I hold strongly to my personal liberty and it is precisely because of this that I insist that no one has the right to force his decisions on another. Mr. Buckley chooses to be dead rather than Red. So do I. But I insist that all men be allowed to make that decision for themselves. A nuclear holocaust will make it for them.22
To which we might add that anyone who wishes is entitled to make the personal decision of “better dead than Red” or “give me liberty or give me death.” What he is not entitled to do is to make these decisions for others, as the prowar policy of conservatism would do. What conservatives are really saying is: “Better them dead than Red,” and “give me liberty or give them death” – which are the battle cries not of noble heroes but of mass murderers.
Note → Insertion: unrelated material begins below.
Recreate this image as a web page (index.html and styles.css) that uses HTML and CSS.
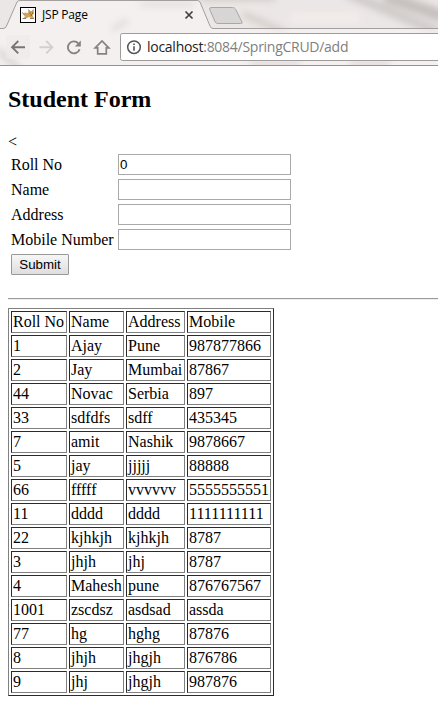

In one sense alone is Mr. Buckley correct: in the nuclear age it is more important to worry about war and foreign policy than about demunicipalizing garbage disposal, as important as the latter may be. But if we do so, we come ineluctably to the reverse of the Buckleyite conclusion. We come to the view that since modern air and missile weapons cannot be pinpoint-targeted to avoid harming civilians, their very existence must be condemned. And nuclear and air disarmament becomes a great and overriding good to be pursued for its own sake, more avidly even than the demunicipalization of garbage.